Rashid’s display in the warm-up matches in St Kitts was racked with nerves. He never settled into a rhythm so that his bad balls – and there are always a few – diverted attention from the good stuff. Peter Moores, England’s coach then, also failed to hold his nerve.
Bayliss will not be so deflected. He likes the idea of spin, and as a coach has promoted it in both first-class and limited-overs cricket. His New South Wales teams usually had two spinners, though not always of the leg-spinning sort.
“I have always been in favour of having two spinners in most of the teams I have been involved in before because of the combinations it can bring,” Bayliss said.
It is actually a mere two years since England last picked a leg-spinner, Scott Borthwick of Durham, in the woeful final Test of the 2013-14 Ashes series in Sydney. Borthwick, only 23 at the time, acquitted himself tidily in the circumstances (1 for 49 and 3 for 33) but has not had a sniff of a recall since.
Rashid may change the selectors’ minds but it will require a seismic shift.

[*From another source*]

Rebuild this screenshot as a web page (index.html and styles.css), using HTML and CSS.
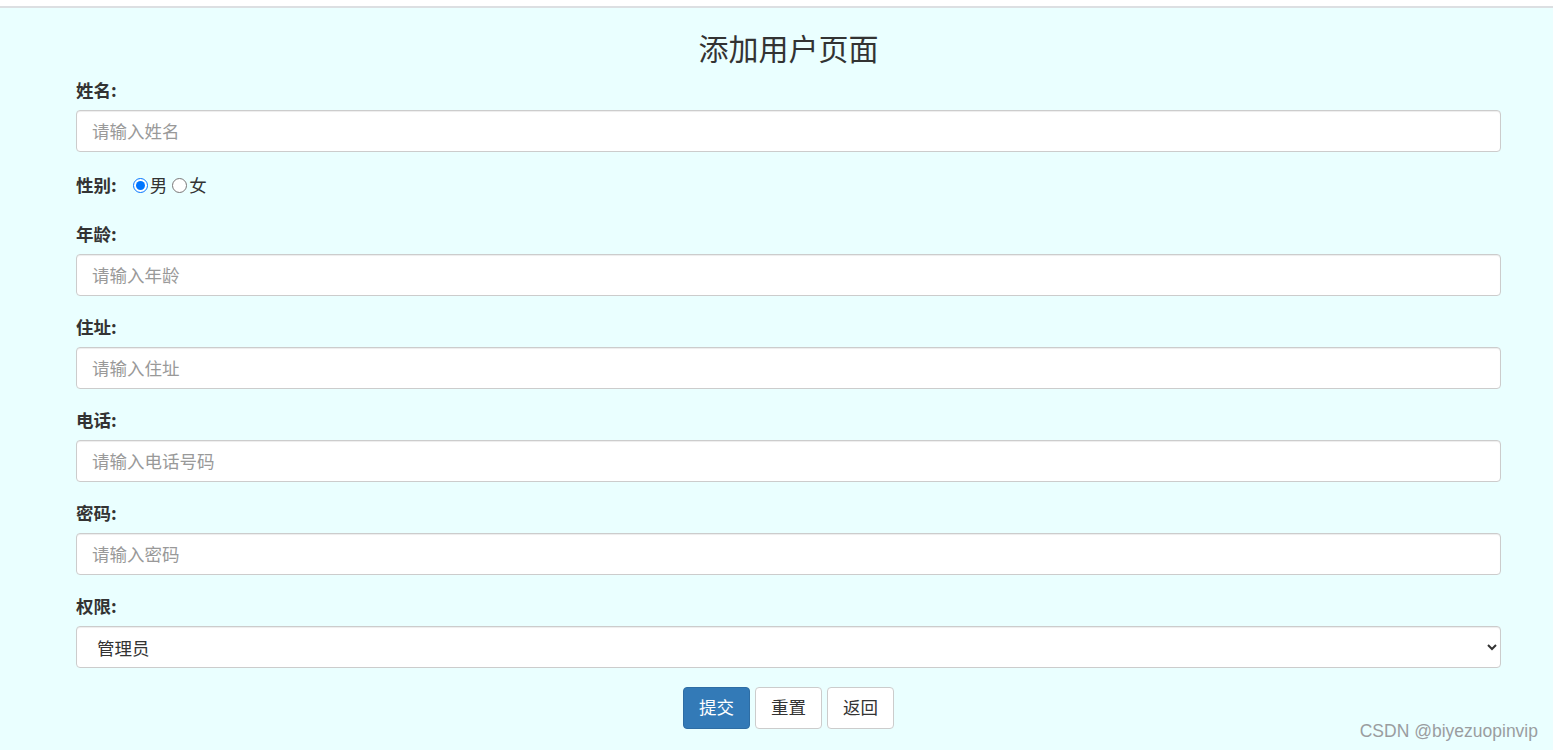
FILE: index.html
```html
<!DOCTYPE html>
<html lang="zh-CN">
<head>
<meta charset="utf-8">
<title>添加用户页面</title>
<link rel="stylesheet" href="styles.css">
</head>
<body>
<div class="topbar"></div>
<main class="page">
  <h1 class="title">添加用户页面</h1>
  <form class="form">
    <div class="group">
      <label class="lbl">姓名:</label>
      <input class="ctrl" type="text" placeholder="请输入姓名">
    </div>
    <div class="group group-radio">
      <label class="lbl">性别:</label>
      <span class="radios">
        <input type="radio" name="sex" id="m" checked><label for="m">男</label>
        <input type="radio" name="sex" id="f"><label for="f">女</label>
      </span>
    </div>
    <div class="group">
      <label class="lbl">年龄:</label>
      <input class="ctrl" type="text" placeholder="请输入年龄">
    </div>
    <div class="group">
      <label class="lbl">住址:</label>
      <input class="ctrl" type="text" placeholder="请输入住址">
    </div>
    <div class="group">
      <label class="lbl">电话:</label>
      <input class="ctrl" type="text" placeholder="请输入电话号码">
    </div>
    <div class="group">
      <label class="lbl">密码:</label>
      <input class="ctrl" type="password" placeholder="请输入密码">
    </div>
    <div class="group">
      <label class="lbl">权限:</label>
      <select class="ctrl sel">
        <option>管理员</option>
        <option>普通用户</option>
      </select>
    </div>
    <div class="actions">
      <button type="button" class="btn btn-primary">提交</button>
      <button type="reset" class="btn">重置</button>
      <button type="button" class="btn">返回</button>
    </div>
  </form>
</main>
<div class="watermark">CSDN @biyezuopinvip</div>
</body>
</html>
```

FILE: styles.css
```css
html, body {
  margin: 0;
  padding: 0;
}
body {
  background: #eaffff;
  font-family: "Liberation Sans", "Noto Sans CJK SC", sans-serif;
  color: #333;
  font-size: 17.5px;
  height: 750px;
  overflow: hidden;
  position: relative;
}
.topbar {
  height: 6px;
  background: #fff;
  border-bottom: 2px solid #dcdfe2;
}
.page {
  padding: 0 52px 0 76px;
}
.title {
  margin: 0;
  height: 60px;
  line-height: 60px;
  padding-top: 9px;
  text-align: center;
  font-weight: normal;
  font-size: 30px;
  color: #333;
  font-family: "Noto Sans CJK SC", sans-serif;
}
.form {
  display: flex;
  flex-direction: column;
}
.group {
  display: flex;
  flex-direction: column;
  margin-bottom: 18px;
}
.lbl {
  font-weight: bold;
  font-size: 17.5px;
  line-height: 28px;
  height: 28px;
  margin-bottom: 5px;
  margin-top: -1px;
  padding-bottom: 1px;
  font-family: "Noto Sans CJK SC", sans-serif;
}
.group-radio {
  flex-direction: row;
  align-items: center;
  margin-bottom: 21px;
}
.group-radio .lbl {
  margin-bottom: 0;
  margin-top: 0;
  padding-bottom: 0;
  margin-right: 16px;
  line-height: 30px;
  height: 30px;
}
.radios {
  display: flex;
  align-items: center;
  font-family: "Noto Sans CJK SC", sans-serif;
  font-size: 17.5px;
  line-height: 30px;
}
.radios input {
  margin: 0;
  width: 15px;
  height: 15px;
  accent-color: #0075ff;
}
.radios label {
  margin: 0 5px 0 2px;
}
.ctrl {
  box-sizing: border-box;
  height: 42px;
  width: 100%;
  padding: 0 15px 2px;
  font-size: 17.5px;
  font-family: "Noto Sans CJK SC", sans-serif;
  color: #333;
  background: #fff;
  border: 1px solid #ccc;
  border-radius: 4px;
  box-shadow: inset 0 1px 1px rgba(0,0,0,.075);
  outline: none;
}
.ctrl::placeholder {
  color: #999;
}
.sel {
  padding-left: 16px;
  padding-bottom: 0;
}
.actions {
  display: flex;
  justify-content: center;
  gap: 5px;
  margin-top: 1px;
}
.btn {
  box-sizing: border-box;
  height: 42px;
  width: 67px;
  padding: 0 0 3px;
  font-size: 17.5px;
  font-family: "Noto Sans CJK SC", sans-serif;
  color: #333;
  background: #fff;
  border: 1px solid #ccc;
  border-radius: 4px;
  cursor: pointer;
}
.btn-primary {
  background: #337ab7;
  border-color: #2e6da4;
  color: #fff;
}
.watermark {
  position: absolute;
  right: 15px;
  bottom: 8px;
  font-family: "Liberation Sans", sans-serif;
  font-size: 17.5px;
  color: #9a9d9f;
}
```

Only one leg-spinner, Doug Wright, has taken more than 100 Test wickets for England. The country’s traditional way of turning the ball away from the right-hand batsman has been with left-arm spin, of which 12 practitioners have taken more than 100 Test wickets.
There is a genuine chance that Rashid, if his confidence can be kept high, can change the tide. Talking to Jason Gillespie, Yorkshire’s coach, early last summer, he was waxing lyrical on the joys of his job.
“The other day I was sitting on the viewing area, coffee in hand, grin on my face watching Yorkshire perform well with a genius at work,” said Gillespie. The player he had in mind was Adil Rashid.